Part two in just a moment.

HALFWAY POINT

Lee: Welcome back to Tokens and our interview with Robert P. Jones.

I didn't catch this until I was reading the acknowledgements at the very end of your book. But you allude to the fact that your wife does academic work herself in a performance art area. And that gave me language to think about your storytelling around Confederate monuments. And that is that a lot of the defense of Confederate monuments has always couched in terms of respect of history. But I think one of the things that you're helping us see there is that the erection of the monument was much more an act, not of observing careful history, but was an act of performance art that was trying to communicate something about domination.

But describe that to us and talk to us a little bit more about the history so that people, if people are unfamiliar with the timeline and how this unfolded, they might be able to begin to see that. 

Robby: Yeah. Well, thank you for that. Yeah. As someone who grew up in the South, where there's, every other corner there's a Confederate marker of some kind up, I mean, these things were all around me growing up and were so Prominent. Again, kind of like a fish in water. I didn't give them much thought and because I'm white, I didn't give them much thought. 

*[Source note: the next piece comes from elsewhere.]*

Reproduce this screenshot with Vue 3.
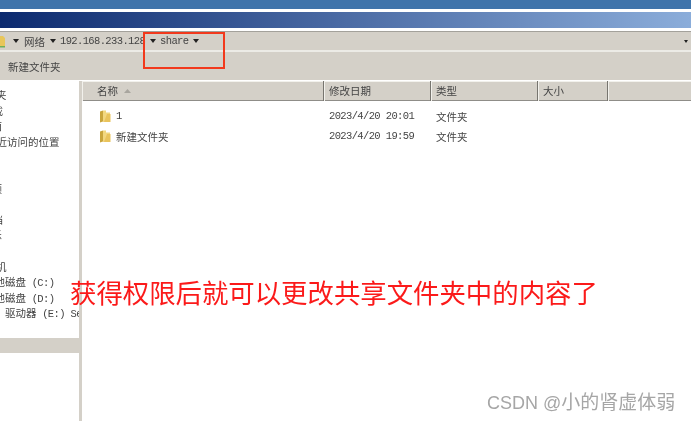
<script setup>
const sidebarRows = [
  { text: '收藏夹', shift: -25 },
  { text: '下载', shift: -18 },
  { text: '桌面', shift: -19 },
  { text: '最近访问的位置', shift: -14 },
  { text: '' },
  { text: '' },
  { text: '视频', shift: -19 },
  { text: '图片', shift: -20 },
  { text: '文档', shift: -18 },
  { text: '音乐', shift: -19 },
  { text: '' },
  { text: '计算机', shift: -25 },
  { text: '本地磁盘', latin: ' (C:)', shift: -16 },
  { text: '本地磁盘', latin: ' (D:)', shift: -16 },
  { text: '驱动器', latin: ' (E:) Se', shift: 5 }
]

const columns = ['名称', '修改日期', '类型', '大小', '']

const files = [
  { name: '1', date: '2023/4/20 20:01', type: '文件夹' },
  { name: '新建文件夹', date: '2023/4/20 19:59', type: '文件夹' }
]
</script>

<template>
  <div class="page">
    <div class="top-stripe"></div>
    <div class="title-bar"></div>

    <div class="address-bar">
      <svg class="crumb-folder" width="6" height="14" viewBox="0 0 6 14">
        <path d="M-6 2h9l2 2v9H-6z" fill="#e8c65a" />
        <path d="M0 12h5v1.500H0z" fill="#6fae5a" />
      </svg>
      <span class="arrow first"></span>
      <span class="crumb">网络</span>
      <span class="arrow"></span>
      <span class="crumb mono">192.168.233.128</span>
      <span class="arrow"></span>
      <span class="crumb mono">share</span>
      <span class="arrow"></span>
      <span class="arrow end"></span>
    </div>

    <div class="toolbar">新建文件夹</div>

    <div class="body">
      <aside class="sidebar">
        <div class="tree">
          <div v-for="(row, i) in sidebarRows" :key="i" class="tree-row">
            <span :style="{ marginLeft: (row.shift || 0) + 'px' }">{{ row.text }}<span v-if="row.latin" class="mono">{{ row.latin }}</span></span>
          </div>
        </div>
        <div class="sidebar-scroll"></div>
      </aside>
      <div class="splitter"></div>

      <main class="list">
        <div class="list-head">
          <div v-for="(col, i) in columns" :key="i" class="head-cell">
            {{ col }}
            <svg v-if="i === 0" class="sort" width="7" height="4" viewBox="0 0 7 4"><path d="M3.500 0 7 4H0z" fill="#a8a59e" /></svg>
          </div>
        </div>
        <div class="rows">
          <div v-for="file in files" :key="file.name" class="file-row">
            <div class="name-cell">
              <svg class="folder" width="12" height="13" viewBox="0 0 12 13">
                <path d="M1 1.500 4 .5v11l-3 1z" fill="#c9a53c" />
                <path d="M4 .5h3v2h4v9.500H4z" fill="#f2d780" />
                <path d="M5 12 8 4h3.500v8z" fill="#e9c35c" />
              </svg>
              <span :class="{ mono: file.name === '1' }">{{ file.name }}</span>
            </div>
            <div class="mono date">{{ file.date }}</div>
            <div class="type">{{ file.type }}</div>
          </div>
        </div>
      </main>
    </div>

    <div class="red-box"></div>
    <div class="caption">获得权限后就可以更改共享文件夹中的内容了</div>
    <div class="watermark"><span class="mark-latin">CSDN @</span>小的肾虚体弱</div>
  </div>
</template>

<style scoped>
.page {
  position: relative;
  width: 691px;
  height: 421px;
  overflow: hidden;
  background: #fff;
  color: #444;
  font-family: "Noto Sans CJK SC", "Liberation Sans", sans-serif;
  font-size: 10.5px;
  filter: blur(0.4px);
}

.mono {
  font-family: "Liberation Mono", "Noto Sans CJK SC", monospace;
  font-size: 10.5px;
  letter-spacing: -0.63px;
}

.top-stripe {
  height: 9px;
  background: #3f74ab;
}

.title-bar {
  height: 16px;
  margin-top: 3px;
  background: linear-gradient(90deg, #0c2a6f, #8badda);
}

.address-bar {
  display: flex;
  align-items: center;
  height: 18px;
  margin-top: 3px;
  border-top: 1px solid #a3a19b;
  border-bottom: 2px solid #ecebe6;
  background: #d4d0c8;
}

.crumb-folder {
  flex: none;
}

.arrow {
  flex: none;
  width: 0;
  height: 0;
  margin: 0 4px 0 5px;
  border-top: 4px solid #222;
  border-left: 3px solid transparent;
  border-right: 3px solid transparent;
}

.arrow.first {
  margin: 0 5px 0 7px;
}

.arrow.end {
  margin-left: auto;
  margin-right: 3px;
  border-top-width: 3px;
  border-left-width: 2.500px;
  border-right-width: 2.500px;
}

.crumb {
  white-space: nowrap;
}

.toolbar {
  height: 28px;
  padding-left: 8px;
  line-height: 29px;
  background: #d4d0c8;
}

.body {
  display: flex;
  height: 340px;
  margin-top: 1px;
}

.sidebar {
  flex: none;
  width: 79px;
  overflow: hidden;
}

.tree {
  height: 252px;
  padding-top: 6px;
  box-sizing: border-box;
}

.tree-row {
  height: 15.600px;
  line-height: 15.600px;
  white-space: nowrap;
}

.sidebar-scroll {
  height: 15px;
  margin-top: 5px;
  background: #d4d0c8;
}

.splitter {
  flex: none;
  width: 3px;
  background: #d4d0c8;
}

.list {
  flex: 1;
}

.list-head {
  display: grid;
  grid-template-columns: 242px 107px 107px 70px 1fr;
  height: 19px;
  line-height: 20px;
  border-bottom: 1px solid #8f8d88;
  background: #d4d0c8;
}

.head-cell {
  display: flex;
  align-items: center;
  gap: 6px;
  padding-left: 5px;
  border-right: 1px solid #77756f;
  box-shadow: inset 1px 1px 0 #f2f1ec;
}

.head-cell:first-child {
  padding-left: 15px;
}

.head-cell:last-child {
  border-right: none;
}

.rows {
  padding-top: 5px;
}

.file-row {
  display: grid;
  grid-template-columns: 247px 107px 1fr;
  align-items: center;
  height: 20px;
}

.name-cell {
  display: flex;
  align-items: center;
  gap: 5px;
  padding-left: 17px;
}

.red-box {
  position: absolute;
  left: 143px;
  top: 32px;
  width: 78px;
  height: 33px;
  border: 2px solid #f2391c;
}

.caption {
  position: absolute;
  left: 70px;
  top: 274px;
  font-size: 26.400px;
  line-height: 36px;
  color: #fb1a1a;
  white-space: nowrap;
}

.watermark {
  position: absolute;
  left: 487px;
  top: 389px;
  font-size: 19px;
  line-height: 24px;
  color: #a6a6a6;
  white-space: nowrap;
}

.mark-latin {
  font-family: "Liberation Sans", sans-serif;
  font-size: 18px;
}
</style>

You know, but the eye-opener for me is exactly what you said. It is the timeline, right? That really helps you see what's going on. It should give kind of a hat tip here to the Southern Poverty Law Center, who's done the real tracking of the initial tracking of this. There's also a new organization called the Monument Lab, that actually has a report coming out in just a couple of weeks, where they kind of have been mapping America's history with monuments to kind of give you the contextual understanding. But when you map them, and I include a graph of this in the book, over time, like if you just take the frequency of monuments that go up in a given year or given decade, what you'll see is that the bulk of them were not built in and around the Civil War, even immediately following the Civil War. The bulk of them start getting built in the 20th century actually. And there's a big spike in the 1920s. And so the other thing that happens in the teens and twenties, is that there's also spike of lynching’s in the country, right?

So these things go hand in hand. And there's also an avalanche. This is when the Jim Crow laws really take off and get set up of re-segregating the country. Again, after the Civil War, after reconstruction, it's whites resting control back of the apparatus. So all the restrictions on voting, grandfather clauses, poll taxes, all that kind of stuff to keep African-Americans from voting, and terror and intimidation, by the second rising of the Klan.

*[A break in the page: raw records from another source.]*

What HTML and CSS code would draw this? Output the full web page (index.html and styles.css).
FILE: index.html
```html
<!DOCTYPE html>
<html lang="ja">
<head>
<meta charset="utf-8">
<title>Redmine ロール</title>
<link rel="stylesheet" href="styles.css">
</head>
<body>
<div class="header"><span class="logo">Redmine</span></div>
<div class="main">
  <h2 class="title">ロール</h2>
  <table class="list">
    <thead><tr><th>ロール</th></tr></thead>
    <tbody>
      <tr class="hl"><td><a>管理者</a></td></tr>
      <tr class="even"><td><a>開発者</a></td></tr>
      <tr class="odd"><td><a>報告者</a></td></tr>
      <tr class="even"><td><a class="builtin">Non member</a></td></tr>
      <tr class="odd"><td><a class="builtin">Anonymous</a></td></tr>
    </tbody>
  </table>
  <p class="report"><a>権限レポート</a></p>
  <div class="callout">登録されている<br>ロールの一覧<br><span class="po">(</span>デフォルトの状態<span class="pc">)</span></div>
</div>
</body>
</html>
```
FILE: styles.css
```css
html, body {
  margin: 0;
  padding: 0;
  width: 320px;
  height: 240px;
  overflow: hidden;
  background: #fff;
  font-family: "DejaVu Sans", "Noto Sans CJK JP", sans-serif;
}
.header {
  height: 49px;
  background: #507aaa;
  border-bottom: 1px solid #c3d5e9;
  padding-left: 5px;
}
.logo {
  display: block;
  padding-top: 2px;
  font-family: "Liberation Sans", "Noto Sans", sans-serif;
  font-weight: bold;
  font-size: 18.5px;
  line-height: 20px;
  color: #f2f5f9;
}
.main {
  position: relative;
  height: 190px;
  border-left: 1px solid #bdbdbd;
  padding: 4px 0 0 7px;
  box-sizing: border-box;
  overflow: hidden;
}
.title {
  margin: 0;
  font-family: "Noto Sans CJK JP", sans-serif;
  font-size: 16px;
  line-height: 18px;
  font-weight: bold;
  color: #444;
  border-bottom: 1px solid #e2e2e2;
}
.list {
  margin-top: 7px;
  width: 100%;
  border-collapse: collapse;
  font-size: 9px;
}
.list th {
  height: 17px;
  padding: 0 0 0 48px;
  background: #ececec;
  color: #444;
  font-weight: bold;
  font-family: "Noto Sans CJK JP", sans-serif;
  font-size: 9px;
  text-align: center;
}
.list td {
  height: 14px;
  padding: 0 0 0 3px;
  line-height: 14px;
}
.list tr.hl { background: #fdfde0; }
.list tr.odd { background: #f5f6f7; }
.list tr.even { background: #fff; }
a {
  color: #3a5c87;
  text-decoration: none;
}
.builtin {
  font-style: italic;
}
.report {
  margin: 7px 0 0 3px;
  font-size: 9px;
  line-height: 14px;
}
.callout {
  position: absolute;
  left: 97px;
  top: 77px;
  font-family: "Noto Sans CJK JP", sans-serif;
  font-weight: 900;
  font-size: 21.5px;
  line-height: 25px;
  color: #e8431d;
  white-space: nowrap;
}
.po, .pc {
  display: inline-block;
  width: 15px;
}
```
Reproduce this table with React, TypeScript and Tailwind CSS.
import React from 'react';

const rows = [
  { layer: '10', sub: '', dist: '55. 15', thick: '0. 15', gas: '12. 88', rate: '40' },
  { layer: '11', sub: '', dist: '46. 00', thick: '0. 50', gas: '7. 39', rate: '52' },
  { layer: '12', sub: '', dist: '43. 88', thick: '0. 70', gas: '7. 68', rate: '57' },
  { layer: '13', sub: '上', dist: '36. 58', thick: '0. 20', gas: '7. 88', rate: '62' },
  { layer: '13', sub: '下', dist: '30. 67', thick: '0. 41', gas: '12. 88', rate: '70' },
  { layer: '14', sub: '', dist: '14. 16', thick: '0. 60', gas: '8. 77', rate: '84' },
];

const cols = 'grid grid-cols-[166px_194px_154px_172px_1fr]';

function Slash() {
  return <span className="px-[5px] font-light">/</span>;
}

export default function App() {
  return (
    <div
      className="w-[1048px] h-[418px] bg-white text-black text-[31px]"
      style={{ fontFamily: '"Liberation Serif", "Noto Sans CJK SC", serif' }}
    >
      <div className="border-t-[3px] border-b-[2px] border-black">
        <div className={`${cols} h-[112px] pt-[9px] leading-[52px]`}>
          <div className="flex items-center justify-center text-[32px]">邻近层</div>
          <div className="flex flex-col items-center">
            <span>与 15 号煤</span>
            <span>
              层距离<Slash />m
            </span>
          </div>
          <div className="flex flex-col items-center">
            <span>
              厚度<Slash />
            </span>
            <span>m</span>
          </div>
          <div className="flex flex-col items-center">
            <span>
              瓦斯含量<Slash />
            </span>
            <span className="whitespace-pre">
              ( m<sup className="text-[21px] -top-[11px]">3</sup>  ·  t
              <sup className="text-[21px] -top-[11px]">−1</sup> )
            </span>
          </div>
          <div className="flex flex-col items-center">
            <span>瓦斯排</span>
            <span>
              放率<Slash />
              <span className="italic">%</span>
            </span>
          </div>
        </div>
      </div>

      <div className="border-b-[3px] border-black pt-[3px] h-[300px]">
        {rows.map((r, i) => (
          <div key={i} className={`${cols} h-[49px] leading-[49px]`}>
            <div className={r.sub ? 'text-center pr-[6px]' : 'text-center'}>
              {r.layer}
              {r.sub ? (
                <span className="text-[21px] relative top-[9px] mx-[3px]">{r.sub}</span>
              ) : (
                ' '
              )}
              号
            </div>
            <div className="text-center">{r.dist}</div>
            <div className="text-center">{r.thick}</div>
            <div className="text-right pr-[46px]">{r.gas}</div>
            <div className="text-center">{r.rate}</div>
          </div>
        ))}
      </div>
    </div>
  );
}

And these monuments go up, right? So you've got terrorism, laws, and these public markers. Right? So if you didn't get the message from the terrorism and you didn't get the message from the laws, when you walk down the public square and you see on the courthouse grounds, like these big monuments to the Confederacy. 

It really is, I called the chapter marking is the name I gave the chapter, because like a dog or an animal, you know, peeing on the corner bush to kind of mark its territory. I mean, this is really what this was. It was sending an unequivocal message, both to the African-Americans and other non-white people in the community that they were second class citizens.

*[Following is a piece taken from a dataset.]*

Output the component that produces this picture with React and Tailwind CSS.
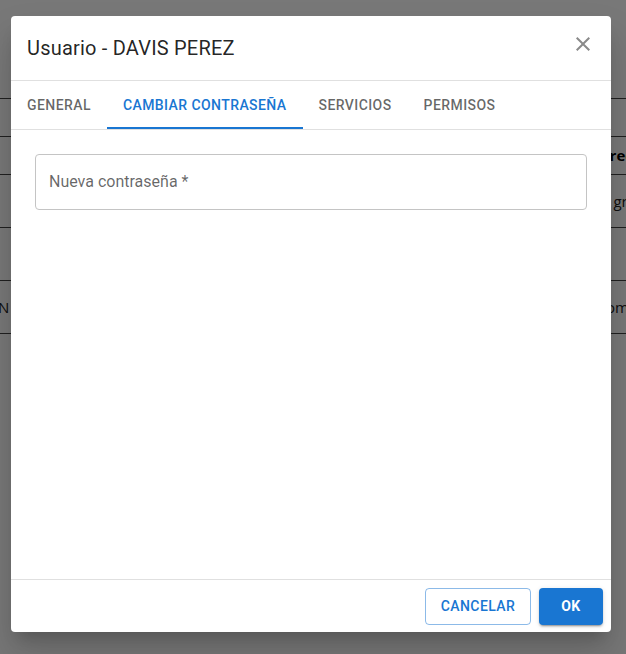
import React from "react";

const tabs = ["General", "Cambiar contraseña", "Servicios", "Permisos"];

const App = () => {
  return (
    <div className="relative w-[626px] h-[654px] overflow-hidden bg-white font-['Roboto',sans-serif]">
      {/* page behind the dialog */}
      <div className="pt-[98px] text-[15px] text-black font-['Open_Sans',sans-serif]">
        <div className="h-[38px] border-t border-[#444]"></div>
        <div className="h-[38px] border-t border-[#444] flex items-center justify-end font-bold">
          <span className="-mr-[7px]">rec</span>
        </div>
        <div className="h-[53px] border-t border-[#444] flex items-center justify-end text-[#222]">
          <span className="-mr-[10px]">gra</span>
        </div>
        <div className="h-[53px] border-t border-[#444]"></div>
        <div className="h-[54px] border-t border-b border-[#444] flex items-center justify-between text-[#222]">
          <span className="-ml-[2px]">N</span>
          <span className="-mr-[12px]">omb</span>
        </div>
      </div>

      {/* backdrop */}
      <div className="absolute inset-0 bg-black/[0.53]"></div>

      {/* dialog */}
      <div className="absolute left-[11px] top-[16px] w-[600px] h-[616px] bg-white rounded-[4px] shadow-[0_11px_15px_-7px_rgba(0,0,0,0.2),0_24px_38px_3px_rgba(0,0,0,0.14)] flex flex-col">
        <div className="h-[65px] px-[16px] flex items-center justify-between border-b border-[#e0e0e0]">
          <h2 className="text-[20px] leading-[32px] font-normal text-[rgba(0,0,0,0.87)] tracking-[0.01em]">
            Usuario - DAVIS PEREZ
          </h2>
          <button className="w-[40px] h-[40px] -mr-[8px] -mt-[8px] flex items-center justify-center text-[#8a8a8a]">
            <svg viewBox="0 0 24 24" className="w-[24px] h-[24px]" fill="currentColor">
              <path d="M19 6.41 17.59 5 12 10.59 6.41 5 5 6.41 10.59 12 5 17.59 6.41 19 12 13.41 17.59 19 19 17.59 13.41 12z" />
            </svg>
          </button>
        </div>

        <div className="h-[49px] flex border-b border-[#e0e0e0]">
          {tabs.map((t, i) => (
            <div
              key={t}
              className={
                i === 1
                  ? "relative px-[16px] h-[48px] flex items-center text-[14px] font-medium uppercase tracking-[0.03em] text-[#1976d2]"
                  : "relative px-[16px] h-[48px] flex items-center text-[14px] font-medium uppercase tracking-[0.03em] text-[rgba(0,0,0,0.6)]"
              }
            >
              {t}
              {i === 1 && (
                <span className="absolute left-0 right-0 bottom-0 h-[2px] bg-[#1976d2]"></span>
              )}
            </div>
          ))}
        </div>

        <div className="flex-1 p-[24px]">
          <div className="h-[56px] border border-[#c4c4c4] rounded-[4px] px-[13px] flex items-center">
            <span className="text-[16px] text-[rgba(0,0,0,0.6)]">Nueva contraseña *</span>
          </div>
        </div>

        <div className="h-[53px] border-t border-[#e0e0e0] flex items-center justify-end gap-[8px] px-[8px]">
          <button className="w-[106px] h-[37px] rounded-[4px] border border-[rgba(25,118,210,0.5)] text-[#1976d2] text-[14px] font-medium uppercase tracking-[0.03em]">
            Cancelar
          </button>
          <button className="w-[64px] h-[37px] rounded-[4px] bg-[#1976d2] text-white text-[14px] font-bold uppercase tracking-[0.03em] shadow-[0_3px_1px_-2px_rgba(0,0,0,0.2),0_2px_2px_0_rgba(0,0,0,0.14),0_1px_5px_0_rgba(0,0,0,0.12)]">
            OK
          </button>
        </div>
      </div>
    </div>
  );
};

export default App;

Uh, and it could expect a kind of second class justice from those courts if that monument is sitting right there on the courthouse steps. And it was a message. This was very clear from the United Daughters of the Confederacy, which was responsible for putting up the vast majority of these. It’s basically a Christian women's movement, responsible for putting these up.

And it was a message to the next generation of white children. It was about instilling a sense of white supremacy into the next generation of white kids. And so when you see it in that regard, it's clearly, yeah, it's not really about history. It really is about power, and a declaration of literally white power in the face of the struggle for civil rights.

Lee: Alongside your theological categories that we've discussed and alongside the history, uh, both histories of America. You do a lot fascinating autobiographical storytelling as well, but you also have this very significant social science research piece, which fits with your day job, I suppose, with the PRRI. But this correlation between white Christianity and racism. And let me quote you here, you say at one point, quote, most white Christian churches continue to serve consciously or not, as the mechanisms for transmitting and reinforcing white supremacist attitudes among new generations, end quote. Which, I think that's probably, in my mind, that's one of the most provocative slash indicting statements in the book.

But tell us how you see it that way, how so? 

Robby: Yeah. well, you know, the book kind of has three components. One is, as you said, memoir, the other one's history and the other one is social science. And so, you know, I don't come to that statement lightly. I do think you could legitimately get to that statement from the history alone, from understanding the way that institutions work and the way that institutions pass things down. I mean, it is the very purpose of institutions, right? That's why we have churches, for example, to pass down our version of Christianity to the next generation. That’s why we have denominations and churches in those denominations.

It is an intergenerational transmission vehicle. I mean, that's really what we built them for. And so apart of that transmission, and the way those things function, it passes down all kinds of things. Some things that we don't want to pass down, even, that is sometimes passed down as part of the tradition.

But, uh, the social science data, I think makes it even more clear. So I not only want to look at the history but look at where American and Christian attitudes were today. So one of the best ways to do that is to use contemporary public opinion data. So that is what I do at my day job at, PRRI. And so I used a, a very large survey that we'd done, in 2018, to take a look at a whole range of attitudes on race, systemic racism, et cetera.

So I asked about Confederate monuments and flags. I asked about the influence of past discrimination on the president, the influence of slavery on the president. Also some more contemporary things about criminal justice, whether African-Americans receive equal. Whether, uh, the shooting of African-Americans by police are isolated incidents, or whether they're part of a pattern how police treat African-Americans.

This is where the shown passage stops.